Lawsuit seeks to block Patriots from paying bonus to Hernandez
An attorney in a wrongful-death lawsuit against former New England Patriots tight end Aaron Hernandez wants to keep the team from paying him a $3.25 million contract signing bonus if he wins a union appeal.
Attorney William Kennedy added the Patriots and the team owner's company Kraft Enterprises LLC as co-defendants in a $6 million lawsuit for the estates of Daniel de Abreu and Safiro Furtado, whom Hernandez is accused of killing, the Boston Herald reported Thursday (http://bit.ly/1iMxSHG ).
Prosecutors say Hernandez ambushed and gunned down the men after a chance encounter inside a nightclub weeks before he signed a five-year, $40 million contract and went on to catch 51 passes and score five touchdowns during the 2012 NFL season. Hernandez has pleaded not guilty in the men's slayings.
Kennedy also seeks to freeze Hernandez's assets, which his attorneys oppose. A Patriots spokesman declined to comment.
Similar steps were taken in a lawsuit by the family of semi-pro football player Odin Lloyd, whose body was found in an industrial area near Hernandez's home in North Attleborough and whom Hernandez denied killing in 2013. The Patriots have agreed in that case to notify the court before paying Hernandez.
The Patriots released Hernandez after his arrest in the Lloyd case last year.
De Abreu and Furtado were close friends who attended school and served in the military together in Cape Verde before coming to the United States, Kennedy said.

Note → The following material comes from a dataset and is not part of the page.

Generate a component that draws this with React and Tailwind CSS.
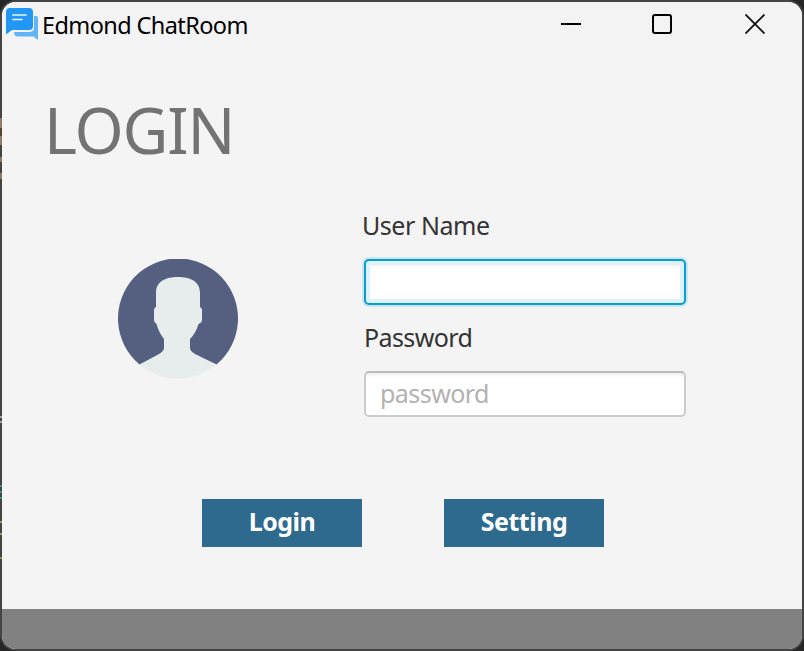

After they left the Cure Lounge nightclub, Hernandez followed in an SUV, pulled out a gun and shot them at a red light, prosecutors said.
The case remained unsolved for months, but following Lloyd's killing the SUV was found in Bristol, Connecticut, where Hernandez grew up, and the gun was recovered from a person with ties to Hernandez, prosecutors said.
Hernandez is looking forward to his day in court, his attorneys have said.